Mas, vale lembrar que nem tudo é perfeito e, por isso, estamos sujeitos a erros! Para isso, Mlodinow 1 cita um interessante exemplo. Se pedirmos a um grupo de voluntários para estimar a diferença de temperatura em determinado mês (entre 1 de junho a 30 de junho), eles tendem a subestimar os dados. Mas, se mudarmos os dias analisados (entre 15 de junho a 15 de julho), eles superestimam as informações. Notadamente, o agrupamento em meses distintos (junho e julho, no segundo exemplo), distorce nossa percepção, embora, seja mantido, o intervalo de tempo (30 dias). Ou seja, a categorização em meses tem suas desvantagens.
Então, caro leitor, você deve estar se perguntando: onde quero chegar com essa análise, não é mesmo? Pois bem, eu explico! Quando realizamos o diagnóstico de doenças, seja na Patologia ou na Estomatologia, fazemos o mesmo. A maneira automática que categorizamos algo, pode significar atalhos, mas também incorrer em erros. Vejamos um exemplo prático.
Mesmo para um experiente estomatologista, o exame clínico de um paciente fumante, com uma lesão leucoplásica, levanta, imediatamente, a possibilidade de risco para o desenvolvimento do carcinoma de células escamosas. Com isso, surge a preocupação em realizar uma biópsia, o que é plenamente justificável, pela presença de fatores de risco (lesão cancerizável e uso de fumo). No entanto, às vezes, não temos a mesma preocupação, se, porventura, o exame clínico indicar lesão única em mulher não fumante. Isso ocorre porque, por um instante, nossa mente tende a categorizar fumante como o grupo de maior risco para o câncer; esquecendo-se que lesões leucoplásicas em mulheres não fumantes, embora menos frequentes, têm maior risco de malignização.
Como podemos aproveitar melhor a mente classificatória? Como professor, clínico e patologista, notei que tenho melhor desenvoltura quando consigo classificar uma mesma lesão de diferentes formas (cor, localização, natureza (benigno ou maligno), fatores de risco, aspecto radiográfico, fator etiológico, tratamento, prognóstico, evolução, etc.). Ao estudar diferentes aspectos de um processo patológico, estamos, simultaneamente, ampliando as possibilidades classificatórias. Por isso, quando realizar o exame clínico, não compartimentalize aquilo que é visto de forma singular!
O pensamento classificatório nos leva a enquadrar cada paciente conforme a doença. “Aquele com ameloblastoma unicístico agressivo” ou “outro que é transplantado e tem leucoplasia pilosa” são expressões comuns que utilizamos para referir aos nossos pacientes.
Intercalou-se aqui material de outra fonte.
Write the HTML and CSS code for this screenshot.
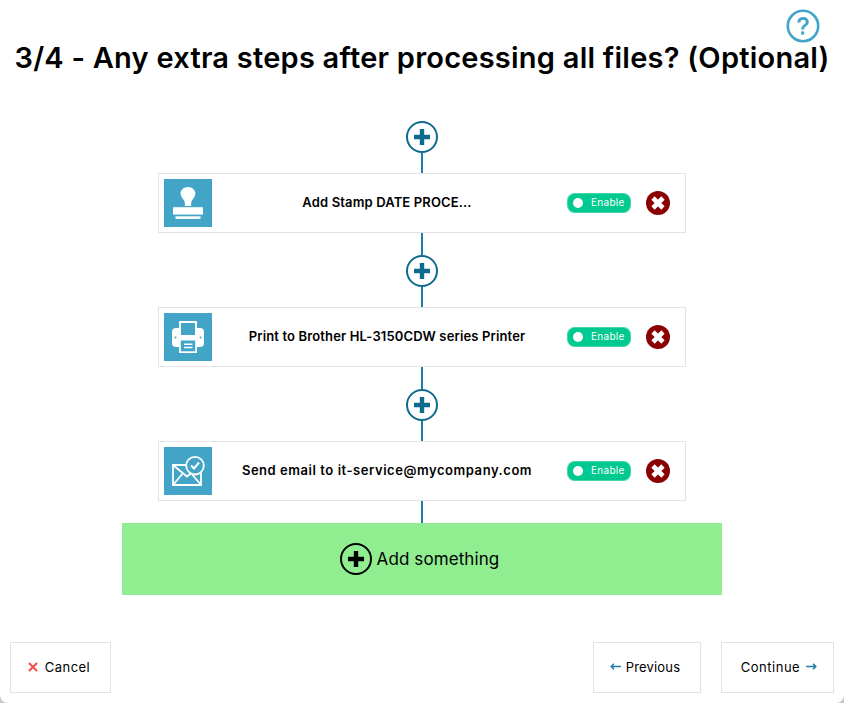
FILE: index.html
```html
<!DOCTYPE html>
<html lang="en">
<head>
<meta charset="utf-8">
<title>Extra steps</title>
<link rel="stylesheet" href="styles.css">
</head>
<body>
<main class="page">
  <a class="help" aria-label="Help">
    <svg width="34" height="34" viewBox="0 0 34 34"><circle cx="17" cy="17" r="15.200" fill="none" stroke="#42a5c8" stroke-width="2.600"/><path d="M11.400 13.400c0-3.200 2.400-5.300 5.700-5.300 3.200 0 5.600 1.900 5.600 4.800 0 2.200-1.200 3.300-2.700 4.400-1.400 1-1.900 1.700-1.900 3.300h-2.900c0-2.600.8-3.700 2.500-4.900 1.300-1 2-1.600 2-2.700 0-1.300-1-2.200-2.600-2.200-1.700 0-2.700 1-2.800 2.600z" fill="#42a5c8"/><rect x="15.100" y="22.400" width="3.100" height="3.200" fill="#42a5c8"/></svg>
  </a>
  <h1 class="title">3/4 - Any extra steps after processing all files? (Optional)</h1>
  <section class="flow">
    <button class="add-node" aria-label="Add step"><svg class="plus" viewBox="0 0 32 32"><circle cx="16" cy="16" r="15" fill="#fff" stroke="#0f6b8d" stroke-width="2"/><path d="M16 8v16M8 16h16" stroke="#0f6b8d" stroke-width="4.400"/></svg></button>
    <div class="line"></div>
    <article class="card">
      <div class="thumb">
        <svg width="48" height="48" viewBox="0 0 48 48"><path d="M24 8c-4.200 0-7.400 2.900-7.400 6.600 0 2.600 1.500 4.300 2.800 6 .9 1.300 1.500 2.600 1.500 4.400v2h6.200v-2c0-1.800.6-3.100 1.500-4.400 1.300-1.700 2.800-3.400 2.800-6C31.400 10.900 28.200 8 24 8z" fill="#fff"/><path d="M9 28.200h30v7.400H9z" fill="#fff"/><path d="M11.500 37.300h25v2.600h-25z" fill="#fff"/></svg>
      </div>
      <div class="name">Add Stamp DATE PROCE...</div>
      <div class="toggle"><span class="knob"></span><span class="toggle-text">Enable</span></div>
      <button class="remove" aria-label="Remove"><svg viewBox="0 0 24 24" width="24" height="24"><circle cx="12" cy="12" r="12" fill="#8b0000"/><path d="M7 7l10 10M17 7L7 17" stroke="#fff" stroke-width="4.600"/></svg></button>
    </article>
    <div class="line"></div>
    <button class="add-node" aria-label="Add step"><svg class="plus" viewBox="0 0 32 32"><circle cx="16" cy="16" r="15" fill="#fff" stroke="#0f6b8d" stroke-width="2"/><path d="M16 8v16M8 16h16" stroke="#0f6b8d" stroke-width="4.400"/></svg></button>
    <div class="line"></div>
    <article class="card">
      <div class="thumb">
        <svg width="48" height="48" viewBox="0 0 48 48"><rect x="15" y="8" width="18" height="14" rx="1" fill="#fff"/><rect x="8" y="15" width="32" height="19" rx="4" fill="#fff"/><rect x="17" y="10" width="14" height="12" fill="#42a5c8"/><rect x="15" y="26" width="18" height="14" fill="#fff"/><rect x="16.800" y="27.500" width="14.400" height="10.800" fill="#42a5c8"/><path d="M20 30.600h8.500v1.400H20zM20 33.800h8.500v1.400H20z" fill="#fff"/><circle cx="11.500" cy="24.500" r="1" fill="#42a5c8"/><circle cx="36.500" cy="24.500" r="1" fill="#42a5c8"/></svg>
      </div>
      <div class="name">Print to Brother HL-3150CDW series Printer</div>
      <div class="toggle"><span class="knob"></span><span class="toggle-text">Enable</span></div>
      <button class="remove" aria-label="Remove"><svg viewBox="0 0 24 24" width="24" height="24"><circle cx="12" cy="12" r="12" fill="#8b0000"/><path d="M7 7l10 10M17 7L7 17" stroke="#fff" stroke-width="4.600"/></svg></button>
    </article>
    <div class="line"></div>
    <button class="add-node" aria-label="Add step"><svg class="plus" viewBox="0 0 32 32"><circle cx="16" cy="16" r="15" fill="#fff" stroke="#0f6b8d" stroke-width="2"/><path d="M16 8v16M8 16h16" stroke="#0f6b8d" stroke-width="4.400"/></svg></button>
    <div class="line"></div>
    <article class="card">
      <div class="thumb">
        <svg width="48" height="48" viewBox="0 0 48 48"><path d="M9 18h28v20H9z" fill="none" stroke="#fff" stroke-width="1.800"/><path d="M9 18l14 11.500L37 18M9 38l10.500-12.500M37 38L26.500 25.500" fill="none" stroke="#fff" stroke-width="1.800"/><circle cx="31" cy="18.700" r="8.800" fill="#42a5c8" stroke="#fff" stroke-width="1.800"/><path d="M27 18.500l3 3 5-6" fill="none" stroke="#fff" stroke-width="2"/></svg>
      </div>
      <div class="name name-wide">Send email to it-service@mycompany.com</div>
      <div class="toggle"><span class="knob"></span><span class="toggle-text">Enable</span></div>
      <button class="remove" aria-label="Remove"><svg viewBox="0 0 24 24" width="24" height="24"><circle cx="12" cy="12" r="12" fill="#8b0000"/><path d="M7 7l10 10M17 7L7 17" stroke="#fff" stroke-width="4.600"/></svg></button>
    </article>
    <div class="line"></div>
    <button class="add-something">
      <svg class="plus" viewBox="0 0 32 32"><circle cx="16" cy="16" r="15" fill="none" stroke="#000" stroke-width="2"/><path d="M16 8v16M8 16h16" stroke="#000" stroke-width="4.400"/></svg>
      <span>Add something</span>
    </button>
  </section>
  <footer class="footer">
    <button class="btn btn-cancel"><svg class="cancel-x" width="10" height="10" viewBox="0 0 10 10"><path d="M1 1l8 8M9 1L1 9" stroke="#f44a4a" stroke-width="2"/></svg>Cancel</button>
    <div class="footer-right">
      <button class="btn btn-prev"><svg class="arrow-left" width="11" height="7" viewBox="0 0 11 7"><path d="M11 3.500H2M4 .8L1.200 3.500 4 6.200" fill="none" stroke="#1a7fa6" stroke-width="1.500"/></svg>Previous</button>
      <button class="btn btn-next">Continue<svg class="arrow-right" width="11" height="7" viewBox="0 0 11 7"><path d="M0 3.500h9M7 .8l2.800 2.700L7 6.200" fill="none" stroke="#1a7fa6" stroke-width="1.500"/></svg></button>
    </div>
  </footer>
</main>
</body>
</html>
```
FILE: styles.css
```css
* { box-sizing: border-box; }
html, body { margin: 0; height: 100%; background: #c9c9c9; }
body { font-family: Inter, "Liberation Sans", sans-serif; color: #000; }
button { font: inherit; color: inherit; background: none; border: 0; padding: 0; margin: 0; cursor: pointer; }
.page {
  position: relative;
  width: 844px;
  height: 703px;
  background: #fff;
  border-radius: 0 0 8px 8px;
  overflow: hidden;
  display: flex;
  flex-direction: column;
}
.help { position: absolute; left: 786px; top: 9px; width: 34px; height: 34px; }
.help svg { display: block; }
.title {
  margin: 37px 0 0;
  height: 41px;
  font-size: 29px;
  line-height: 41px;
  font-weight: 600;
  text-align: center;
  white-space: nowrap;
  letter-spacing: 0.24px;
}
.flow {
  margin-top: 43px;
  display: flex;
  flex-direction: column;
  align-items: center;
}
.add-node { display: block; width: 32px; height: 32px; }
.plus { display: block; width: 32px; height: 32px; }
.line { width: 2px; height: 20px; background: #1a7fa6; flex: none; }
.card + .line { height: 22px; }
.card {
  width: 528px;
  height: 60px;
  border: 1px solid #e3e3e3;
  padding: 5px;
  display: flex;
  align-items: center;
  background: #fff;
}
.thumb { width: 48px; height: 48px; background: #42a5c8; flex: none; }
.thumb svg { display: block; }
.name {
  flex: 1;
  min-width: 0;
  margin-right: 5px;
  text-align: center;
  font-size: 13px;
  font-weight: 600;
  white-space: nowrap;
  letter-spacing: 0.14px;
  line-height: 18px;
  padding-bottom: 2px;
}
.name-wide { letter-spacing: 0.55px; }
.toggle {
  width: 64px;
  height: 20px;
  border-radius: 8px;
  background: #02c98f;
  box-shadow: inset 0 0 0 1px rgba(255, 255, 255, 0.25);
  color: #fff;
  display: flex;
  align-items: center;
  padding-left: 6px;
  flex: none;
  margin-right: 15px;
}
.knob { width: 10px; height: 10px; border-radius: 50%; background: #fff; flex: none; }
.toggle-text { margin-left: 8px; font-size: 10px; line-height: 18px; padding-bottom: 2px; letter-spacing: 0.3px; }
.remove { width: 24px; height: 24px; flex: none; margin-right: 10px; }
.remove svg { display: block; }
.add-something {
  width: 600px;
  height: 72px;
  padding-right: 5px;
  background: #90ee90;
  display: flex;
  align-items: center;
  justify-content: center;
  gap: 5px;
  font-size: 17px;
  letter-spacing: 0.1px;
}
.footer {
  margin-top: 47px;
  padding: 0 10px;
  display: flex;
  justify-content: space-between;
}
.footer-right { display: flex; gap: 20px; }
.btn {
  height: 51px;
  border: 1px solid #e3e3e3;
  background: #fff;
  font-size: 13px;
  letter-spacing: 0.15px;
  line-height: 18px;
  padding-bottom: 2px;
  display: flex;
  align-items: center;
  justify-content: center;
}
.btn-cancel { width: 101px; padding-right: 3px; letter-spacing: 0.45px; }
.btn-prev { width: 108px; padding-right: 4px; }
.btn-next { width: 113px; padding-left: 3px; letter-spacing: 0.5px; }
.cancel-x { margin-right: 7px; }
.arrow-left { margin-right: 5px; }
.arrow-right { margin-left: 6px; }
```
Embora esse enquadramento ajude a lembrar o motivo que levou o paciente a nos procurar, ele nos distancia, muitas vezes, de rever o diagnóstico. Algo imprescindível, em alguns casos.
Assim, embora a classificação baseada em estereótipos configure avanços para a nossa mente, é essencial reconhecer as situações, cujos atalhos podem resultar em erros e preconceitos. Explorar as habilidades cognitivas, ainda, é o nosso maior desafio!
Por fim, conhecer a ciência, que há por detrás, da mente classificatória, facilita reconhecer e respeitar as especificidades das pessoas!
Leitura Complementar:
1- Mlodinow, L. Subliminar – Como o inconsciente influencia nossas vidas. Rio de Janeiro, 1ed, 2013.